(Code that builds pages)
================
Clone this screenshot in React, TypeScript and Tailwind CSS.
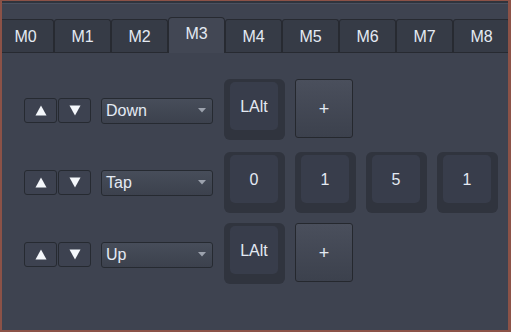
import React from "react";

const tabs = ["M0", "M1", "M2", "M3", "M4", "M5", "M6", "M7", "M8"];

const rows: { mode: string; keys: string[]; plus: boolean }[] = [
  { mode: "Down", keys: ["LAlt"], plus: true },
  { mode: "Tap", keys: ["0", "1", "5", "1", ""], plus: false },
  { mode: "Up", keys: ["LAlt"], plus: true },
];

function Arrow({ up }: { up: boolean }) {
  return (
    <svg width="12" height="11" viewBox="0 0 12 11">
      {up ? (
        <polygon points="6,0.5 11.5,10.5 0.5,10.5" fill="#f4f7fb" />
      ) : (
        <polygon points="0.5,0.5 11.5,0.5 6,10.5" fill="#f4f7fb" />
      )}
    </svg>
  );
}

function Dropdown({ value }: { value: string }) {
  return (
    <div className="ml-[10px] flex h-[26px] w-[112px] shrink-0 items-center justify-between rounded-[3px] border border-[#262a31] bg-gradient-to-b from-[#474d5a] to-[#3c414d] pl-[4px] pr-[6px]">
      <span className="pt-px">{value}</span>
      <svg width="8" height="5" viewBox="0 0 8 5">
        <polygon points="0,0 8,0 4,4.5" fill="#9ca2ad" />
      </svg>
    </div>
  );
}

function KeyCap({ label }: { label: string }) {
  return (
    <div className="h-[61px] w-[61px] shrink-0 rounded-[6px] bg-[#30343e] pb-[10px] pl-[6px] pr-[7px] pt-[3px]">
      <div className="flex h-full w-full items-center justify-center rounded-[5px] bg-[#383d4b] pt-[2px]">
        {label}
      </div>
    </div>
  );
}

export default function App() {
  return (
    <div
      className="flex h-[332px] w-[511px] flex-col overflow-hidden border-b-2 border-l-2 border-r-[3px] border-t border-[#8c5247] bg-[#3e4350] text-[16px] text-[#e4eaf3]"
      style={{ fontFamily: '"Liberation Sans", Arial, sans-serif' }}
    >
      {/* strip of the widget above */}
      <div className="h-[3px] shrink-0 border-b border-[#4b5160] bg-[#30343d]" />

      {/* macro tabs */}
      <div className="flex h-[49px] shrink-0 items-end border-b border-[#272a31]">
        <div className="-ml-[5px] flex items-end">
          {tabs.map((t) =>
            t === "M3" ? (
              <div
                key={t}
                className="relative -mb-px flex h-[36px] w-[57px] shrink-0 items-center justify-center rounded-t-[4px] border border-b-0 border-[#272a31] bg-[#424754] pb-[3px]"
              >
                {t}
              </div>
            ) : (
              <div
                key={t}
                className="flex h-[33px] w-[57px] shrink-0 items-center justify-center rounded-t-[3px] border border-b-0 border-[#272a31] bg-[#363b46] pt-[1px]"
              >
                {t}
              </div>
            )
          )}
        </div>
      </div>

      {/* sequence rows */}
      <div className="flex flex-col gap-[11px] pl-[22px] pt-[27px]">
        {rows.map((r, i) => (
          <div key={i} className="flex h-[61px] items-center">
            <button className="flex h-[25px] w-[33px] shrink-0 items-center justify-center rounded-[3px] border border-[#262a31] bg-[#3d4250]">
              <Arrow up />
            </button>
            <button className="ml-px flex h-[25px] w-[33px] shrink-0 items-center justify-center rounded-[3px] border border-[#262a31] bg-[#3d4250]">
              <Arrow up={false} />
            </button>
            <Dropdown value={r.mode} />
            <div className="ml-[11px] flex shrink-0 gap-[10px]">
              {r.keys.map((k, j) => (
                <KeyCap key={j} label={k} />
              ))}
              {r.plus && (
                <button className="mb-[4px] flex h-[59px] w-[58px] shrink-0 items-center justify-center rounded-[3px] border border-[#25282e] bg-gradient-to-b from-[#4a4f5c] to-[#3c414d] pt-[2px] text-[18px]">
                  +
                </button>
              )}
            </div>
          </div>
        ))}
      </div>
    </div>
  );
}
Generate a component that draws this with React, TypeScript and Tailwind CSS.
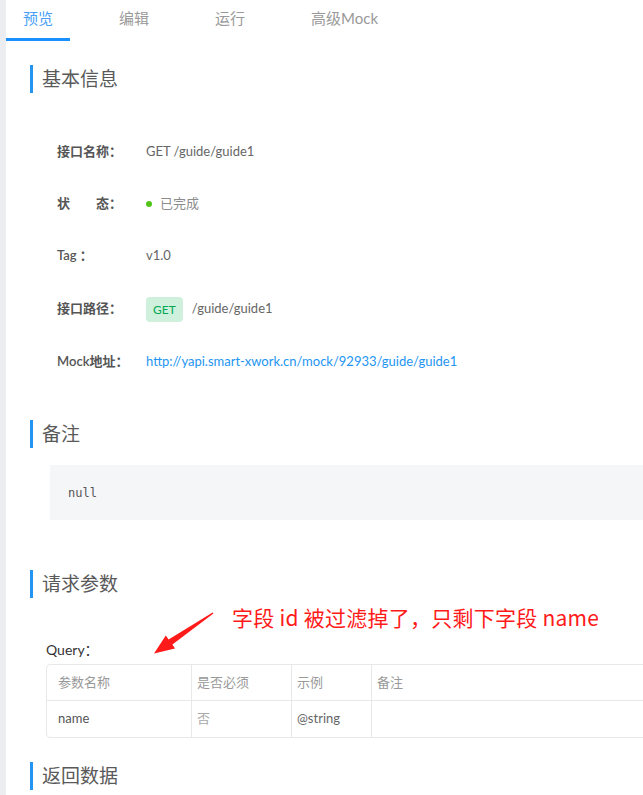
import React from "react";

const font = "font-['Lato','Noto_Sans_CJK_SC',sans-serif]";

type SectionTitleProps = {
  title: string;
};

const SectionTitle: React.FC<SectionTitleProps> = ({ title }) => {
  return (
    <div className="h-[28px] border-l-[3px] border-[#2395f1] pl-[9px] text-[19px] leading-[28px] text-[#595959]">
      {title}
    </div>
  );
};

type InfoRowProps = {
  label: string;
  tall?: boolean;
  children: React.ReactNode;
};

const InfoRow: React.FC<InfoRowProps> = ({ label, tall, children }) => {
  return (
    <div className={`flex items-center ${tall ? "h-[54px]" : "h-[52px]"}`}>
      <div className="w-[89px] shrink-0 whitespace-pre text-[13px] font-semibold text-[#555]">
        {label}
      </div>
      <div className="flex items-center text-[13px] text-[#666]">{children}</div>
    </div>
  );
};

const tabs = ["预览", "编辑", "运行", "高级Mock"];

export default function App() {
  return (
    <div className={`${font} relative flex h-[795px] w-[643px] overflow-hidden bg-white`}>
      <div className="w-[6px] shrink-0 bg-[#ebedf0]" />

      <div className="w-[700px] shrink-0">
        {/* tabs */}
        <div className="flex h-[41px]">
          {tabs.map((t, i) => (
            <div
              key={t}
              className={`mr-8 h-[41px] px-[17px] pt-[8px] text-[15px] leading-[20px] ${
                i === 0
                  ? "border-b-[3px] border-[#1890ff] text-[#4a9ff5]"
                  : "text-[#999]"
              }`}
            >
              {t}
            </div>
          ))}
        </div>

        <div className="pl-[24px]">
          <div className="mt-[24px]">
            <SectionTitle title="基本信息" />
          </div>

          <div className="mt-[33px] pl-[27px]">
            <InfoRow label="接口名称：">GET /guide/guide1</InfoRow>
            <InfoRow label="状　　态：">
              <span className="mr-[8px] inline-block h-[6px] w-[6px] rounded-full bg-[#52c41a]" />
              <span className="text-[#8c8c8c]">已完成</span>
            </InfoRow>
            <InfoRow label="Tag ：">v1.0</InfoRow>
            <InfoRow label="接口路径：" tall>
              <span className="mr-[9px] rounded-[4px] bg-[#cff0dc] px-[7px] py-[4px] text-[12px] leading-[17px] text-[#00a854]">
                GET
              </span>
              /guide/guide1
            </InfoRow>
            <InfoRow label="Mock地址：">
              <span className="text-[#2395f1]">
                http://yapi.smart-xwork.cn/mock/92933/guide/guide1
              </span>
            </InfoRow>
          </div>

          <div className="mt-[32px]">
            <SectionTitle title="备注" />
          </div>
          <div className="ml-[20px] mt-[17px] flex h-[55px] items-center bg-[#f5f6f8] pl-[18px] font-['DejaVu_Sans_Mono',monospace] text-[12px] text-[#555]">
            null
          </div>

          <div className="mt-[50px]">
            <SectionTitle title="请求参数" />
          </div>

          <div className="mt-[43px] pl-[16px] text-[14px] leading-[18px] text-[#333]">
            Query：
          </div>

          <div className="ml-[16px] mt-[5px] rounded-[4px] border border-[#e8e8e8] text-[13px]">
            <div className="flex h-[36px] items-center border-b border-[#e8e8e8] text-[#999]">
              <div className="flex h-full w-[145px] items-center border-r border-[#e8e8e8] pl-[11px]">参数名称</div>
              <div className="flex h-full w-[100px] items-center border-r border-[#e8e8e8] pl-[5px]">是否必须</div>
              <div className="flex h-full w-[80px] items-center border-r border-[#e8e8e8] pl-[5px]">示例</div>
              <div className="flex h-full flex-1 items-center pl-[5px]">备注</div>
            </div>
            <div className="flex h-[36px] items-center">
              <div className="flex h-full w-[145px] items-center border-r border-[#e8e8e8] pl-[11px] text-[#555]">name</div>
              <div className="flex h-full w-[100px] items-center border-r border-[#e8e8e8] pl-[5px] text-[#aaa]">否</div>
              <div className="flex h-full w-[80px] items-center border-r border-[#e8e8e8] pl-[5px] text-[#666]">@string</div>
              <div className="flex-1" />
            </div>
          </div>

          <div className="mt-[24px]">
            <SectionTitle title="返回数据" />
          </div>
        </div>
      </div>

      {/* screenshot annotation */}
      <svg
        className="absolute left-[140px] top-[600px]"
        width="90"
        height="60"
        viewBox="140 600 90 60"
      >
        <polygon
          points="213.4,613.6 172.4,644.6 175,648.6 154,653.5 165.8,635.4 168.6,639.4 212.6,612.4"
          fill="#ff1a1a"
        />
      </svg>
      <div className="absolute left-[232px] top-[603px] font-['Noto_Sans_CJK_SC',sans-serif] text-[21px] leading-[28px] tracking-[0.25px] text-[#ff1a1a]">
        字段 id 被过滤掉了，只剩下字段 name
      </div>
    </div>
  );
}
================
### Written request
Pictures are excluded; extract exactly the lines from the start of the data through the line that holds "shrink-0 border-b border-[#4b5160]", both ends included.

### Exercise result
Clone this screenshot in React, TypeScript and Tailwind CSS.
import React from "react";

const tabs = ["M0", "M1", "M2", "M3", "M4", "M5", "M6", "M7", "M8"];

const rows: { mode: string; keys: string[]; plus: boolean }[] = [
  { mode: "Down", keys: ["LAlt"], plus: true },
  { mode: "Tap", keys: ["0", "1", "5", "1", ""], plus: false },
  { mode: "Up", keys: ["LAlt"], plus: true },
];

function Arrow({ up }: { up: boolean }) {
  return (
    <svg width="12" height="11" viewBox="0 0 12 11">
      {up ? (
        <polygon points="6,0.5 11.5,10.5 0.5,10.5" fill="#f4f7fb" />
      ) : (
        <polygon points="0.5,0.5 11.5,0.5 6,10.5" fill="#f4f7fb" />
      )}
    </svg>
  );
}

function Dropdown({ value }: { value: string }) {
  return (
    <div className="ml-[10px] flex h-[26px] w-[112px] shrink-0 items-center justify-between rounded-[3px] border border-[#262a31] bg-gradient-to-b from-[#474d5a] to-[#3c414d] pl-[4px] pr-[6px]">
      <span className="pt-px">{value}</span>
      <svg width="8" height="5" viewBox="0 0 8 5">
        <polygon points="0,0 8,0 4,4.5" fill="#9ca2ad" />
      </svg>
    </div>
  );
}

function KeyCap({ label }: { label: string }) {
  return (
    <div className="h-[61px] w-[61px] shrink-0 rounded-[6px] bg-[#30343e] pb-[10px] pl-[6px] pr-[7px] pt-[3px]">
      <div className="flex h-full w-full items-center justify-center rounded-[5px] bg-[#383d4b] pt-[2px]">
        {label}
      </div>
    </div>
  );
}

export default function App() {
  return (
    <div
      className="flex h-[332px] w-[511px] flex-col overflow-hidden border-b-2 border-l-2 border-r-[3px] border-t border-[#8c5247] bg-[#3e4350] text-[16px] text-[#e4eaf3]"
      style={{ fontFamily: '"Liberation Sans", Arial, sans-serif' }}
    >
      {/* strip of the widget above */}
      <div className="h-[3px] shrink-0 border-b border-[#4b5160] bg-[#30343d]" />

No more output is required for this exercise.